Iranian war criminal freed by Sweden in prisoner swap deal

Sweden has released a convicted Iranian war criminal as part of a prisoner swap deal.

Tehran and Stockholm carried out the switch, which saw a European Union diplomat and another man released in exchange for Hamid Nouri, who was found guilty of being complicit in the 1988 mass executions in the Islamic Republic.

Nouri was arrested in 2019 as he travelled in Sweden as a tourist.

This likely prompted the detention of the two Swedes, part of a long-running strategy by Iran to use those with ties abroad as bargaining chips in negotiations with the West.

While Iranian state television claimed that Nouri had been "illegally detained", Swedish Prime Minister Ulf Kristersson said diplomat Johan Floderus and a second Swedish citizen, Saeed Azizi, had been facing a "hell on earth".

"Iran has made these Swedes pawns in a cynical negotiation game with the aim of getting the Iranian citizen Hamid Nouri released from Sweden," Mr Kristersson said on Saturday.

"It has been clear all along that this operation would require difficult decisions - now the government has made those decisions."

State TV showed film of Nouri limping off a plane at Mehrabad International Airport in Tehran and embracing his family.

"I am Hamid Nouri.
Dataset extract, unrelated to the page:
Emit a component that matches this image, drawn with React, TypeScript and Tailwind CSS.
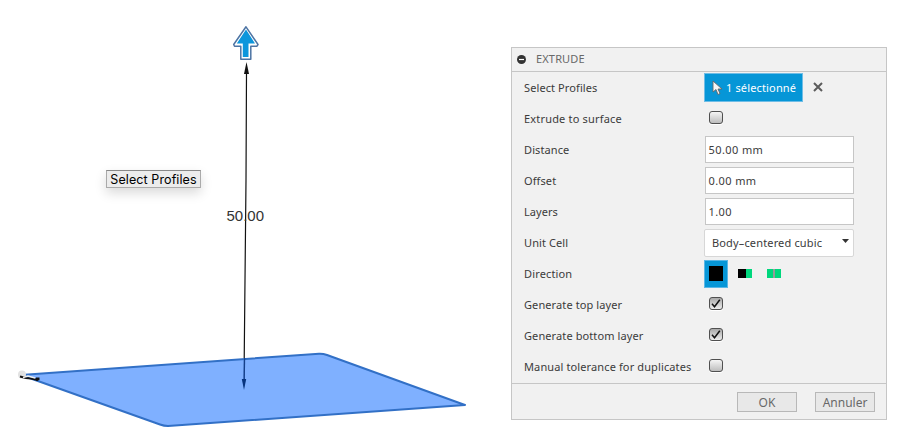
import type { ReactNode } from 'react';

function Row({ label, spacing, children }: { label: string; spacing: string; children: ReactNode }) {
  return (
    <div className="flex h-[31px] items-center pl-3">
      <span className={`w-[180px] shrink-0 whitespace-nowrap pb-px ${spacing}`}>{label}</span>
      {children}
    </div>
  );
}

function Field({ value }: { value: string }) {
  return (
    <div className="ml-px flex h-[27px] w-[149px] items-center border border-[#c6c6c6] bg-white pb-px pl-[2.5px] tracking-[0.4px]">
      {value}
    </div>
  );
}

function Check({ checked = false }: { checked?: boolean }) {
  return (
    <div
      className={`mb-[2px] ml-[5px] h-[13px] w-[14px] rounded-[3px] border border-[#505050] bg-gradient-to-b shadow-[0_1px_0_#fff] ${
        checked ? 'from-[#a9a9a9] to-[#ededed]' : 'from-[#f5f5f5] to-[#bdbdbd]'
      }`}
    >
      {checked && (
        <svg className="block" width="12" height="11" viewBox="0 0 12 11" fill="none">
          <path d="M2 5.8 4.5 8.7 9.8 1.8" stroke="#111" strokeWidth="1.5" />
        </svg>
      )}
    </div>
  );
}

function Scene() {
  return (
    <div className="relative h-[436px] w-[511px] shrink-0">
      <svg className="block" width="511" height="436" viewBox="0 0 511 436">
        <path d="M246.500 72 246 180 244 380" fill="none" stroke="#111" strokeWidth="1.2" />
        <path d="M246.500 62 249 74H244Z" fill="#111" />
        <path
          d="M21 375 319 353.700Q323 353.500 327 355L465 405 168 426Q164 426 160 424.500Z"
          fill="#498fff"
          fillOpacity=".7"
          stroke="#3270c6"
          strokeWidth="2"
          strokeLinejoin="round"
        />
        <path d="M244.600 358 244.200 382" stroke="#153f89" strokeWidth="1.2" />
        <path d="M241.800 379H246.200L244 390Z" fill="#07347f" />
        <circle cx="22" cy="374.500" r="4" fill="#e2e2e2" />
        <path d="M20 376.500 26 378 31 378.500 38 380" fill="none" stroke="#111" strokeWidth="2" />
        <path d="M23 377.500 28 376 35 378" fill="none" stroke="#eee" strokeWidth="1.500" />
        <path d="M36 377.500H39.500V380L36 381Z" fill="#111" />
        <path
          d="M246 26.800 258 44.500 257 46.200H250.800V59.300H240.800V46.200H234.500L233.700 44.500Z"
          fill="white"
          stroke="#4d74a4"
          strokeWidth="1.500"
          strokeLinejoin="round"
        />
        <path d="M246 29.500 255 43.500H248.500V57H242.800V43.500H236.800Z" fill="#0c96dc" />
        <text
          x="226.500"
          y="221"
          textLength="37.500"
          fill="#333"
          className="font-['Liberation_Sans',sans-serif] text-[15px]"
        >
          50.00
        </text>
      </svg>
      <div className="absolute left-[106px] top-[170px] flex h-[18px] w-[95px] items-center justify-center whitespace-nowrap border border-[#aaa] border-t-[#888] bg-[#ececec] font-['Inter',sans-serif] text-[12.5px] tracking-[0.1px] text-black shadow-[0_5px_12px_rgba(0,0,0,0.15)]">
        Select Profiles
      </div>
    </div>
  );
}

export default function App() {
  return (
    <main className="flex h-[436px] w-[906px] overflow-hidden bg-white font-['Noto_Sans',sans-serif] text-[11px] leading-[15px] text-[#3b3b3b]">
      <Scene />
      <section className="mt-[47px] flex h-[373px] w-[376px] flex-col border border-[#c6c6c6] bg-[#f1f1f1]">
        <header className="flex h-6 shrink-0 items-center border-b border-[#c6c6c6] pl-[5px] text-[#686868]">
          <svg width="9" height="9" viewBox="0 0 9 9">
            <circle cx="4.500" cy="4.500" r="4.500" fill="#333" />
            <path d="M2 4.500H7" stroke="white" strokeWidth="1.200" />
          </svg>
          <span className="ml-[10px] pb-[2px] tracking-[0.15px]">EXTRUDE</span>
        </header>
        <div className="h-[311px] shrink-0">
          <Row label="Select Profiles" spacing="tracking-[0.1px]">
            <button className="flex h-[29px] w-[99px] items-center border border-[#6fbde6] bg-[#0696d7] pl-[7px] text-white">
              <svg width="11" height="16" viewBox="0 0 11 16">
                <path d="M1 1V12L4 9.500 6 14.500 8 13.500 6 9H10Z" fill="#f6f6f6" stroke="#666" strokeWidth=".9" />
              </svg>
              <span className="ml-[3px] whitespace-nowrap tracking-[0.15px]">1 sélectionné</span>
            </button>
            <svg className="ml-[10px] mb-px" width="10" height="10" viewBox="0 0 10 10">
              <path d="M1 1 9 9M9 1 1 9" stroke="#5c5c5c" strokeWidth="2" />
            </svg>
          </Row>
          <Row label="Extrude to surface" spacing="tracking-[0.18px]"><Check /></Row>
          <Row label="Distance" spacing="tracking-[0.1px]"><Field value="50.00 mm" /></Row>
          <Row label="Offset" spacing="tracking-[0.1px]"><Field value="0.00 mm" /></Row>
          <Row label="Layers" spacing="tracking-[0.05px]"><Field value="1.00" /></Row>
          <Row label="Unit Cell" spacing="tracking-[0.1px]">
            <div className="flex h-7 w-[150px] items-center justify-between rounded-[2px] border border-[#d7d7d7] bg-white pl-[7px] pr-[4px]">
              <span className="tracking-[0.15px]">Body–centered cubic</span>
              <svg className="mb-[3px]" width="7" height="4" viewBox="0 0 7 4"><path d="M0 0H7L3.500 4Z" fill="#333" /></svg>
            </div>
          </Row>
          <Row label="Direction" spacing="tracking-[0.15px]">
            <div className="flex h-7 w-6 items-center justify-center border border-[#5bb7e6] bg-[#0696d7]">
              <div className="h-[15px] w-[14px] bg-black" />
            </div>
            <div className="mb-px ml-[10px] flex h-[9px] w-[14px]">
              <div className="w-2 bg-black" />
              <div className="w-1.5 bg-[#00d77d]" />
            </div>
            <div className="ml-[15px] flex h-[9px] w-[14px] bg-[#00d77d] pl-1.5">
              <div className="w-0.5 bg-[#999]" />
            </div>
          </Row>
          <Row label="Generate top layer" spacing="tracking-[0.1px]"><Check checked /></Row>
          <Row label="Generate bottom layer" spacing="tracking-[0.1px]"><Check checked /></Row>
          <Row label="Manual tolerance for duplicates" spacing="tracking-[0.12px]"><Check /></Row>
        </div>
        <footer className="flex flex-1 items-center justify-end gap-[18px] border-t border-[#c6c6c6] pr-[11px] text-[12px] text-[#686868]">
          <button className="h-5 w-[60px] border border-[#b8b8b8] bg-[#e8e8e8] pt-px">OK</button>
          <button className="h-5 w-[60px] border border-[#b8b8b8] bg-[#e8e8e8] pt-px">Annuler</button>
        </footer>
      </section>
    </main>
  );
}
I am in Iran," he said. "God makes me free."

Oman mediated the release, its state-run news agency reported.

In 2022, the Stockholm District Court sentenced Nouri to life in prison.

It identified him as an assistant to the deputy prosecutor at the Gohardasht prison outside the Iranian city of Karaj.
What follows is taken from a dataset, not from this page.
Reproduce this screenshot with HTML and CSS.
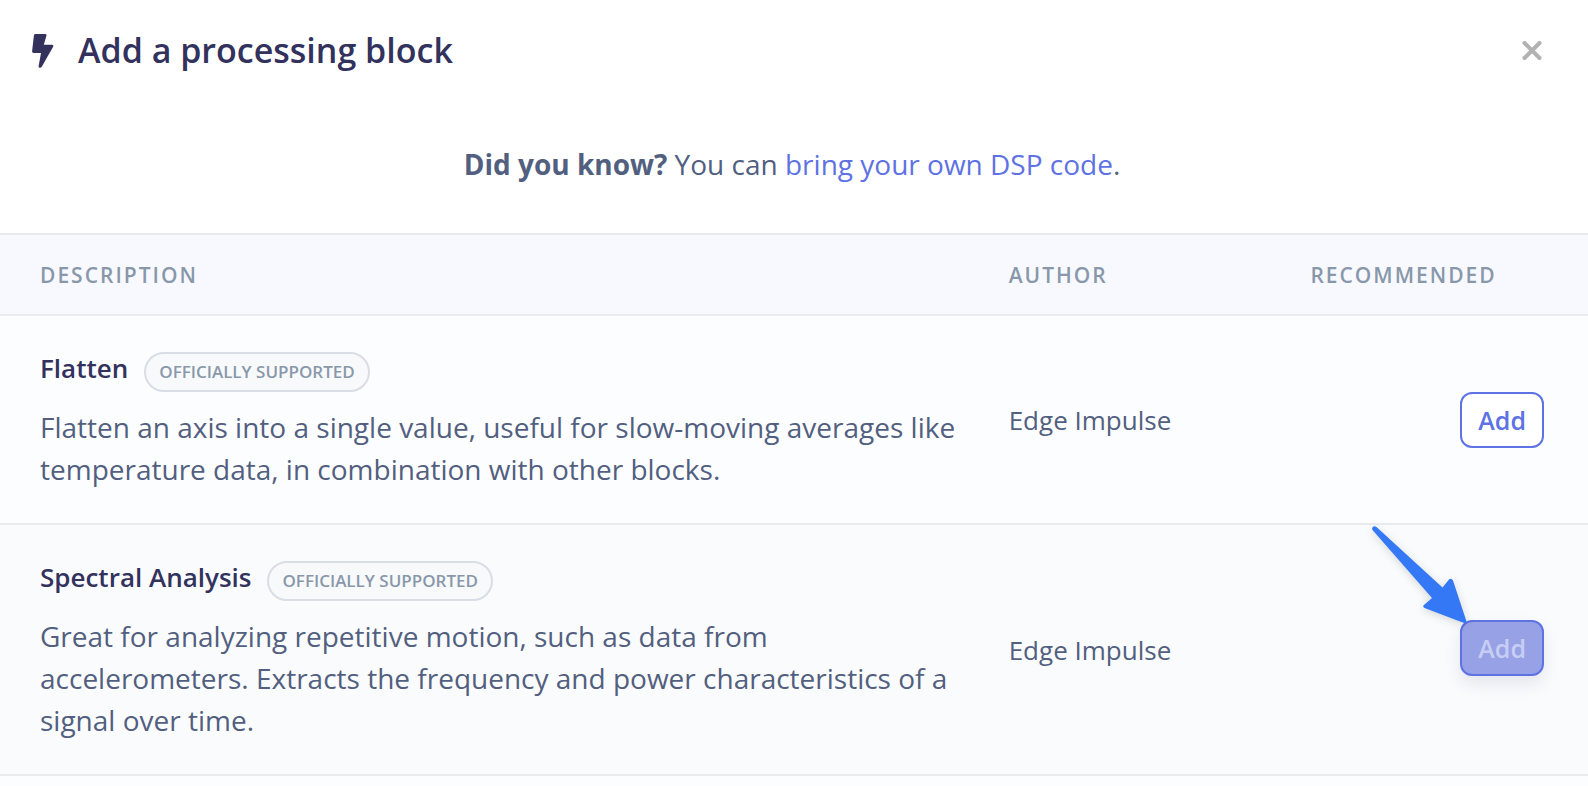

The 1988 mass executions came at the end of Iran's long war with Iraq.

After Iran's then Supreme Leader Ruhollah Khomeini accepted a United Nations-brokered ceasefire, members of the Iranian opposition group Mujahedeen-e-Khalq, backed by Saddam Hussein, stormed across the Iranian border in a surprise attack.

Iran ultimately blunted their assault but the attack set the stage for the sham retrials of political prisoners, militants and others that would become known as "death commissions".

International rights groups estimate that as many as 5,000 people were executed. Iran has never fully acknowledged the executions, apparently carried out on Mr Khomeini's orders, though some argue that other top officials were effectively in charge in the months before his 1989 death.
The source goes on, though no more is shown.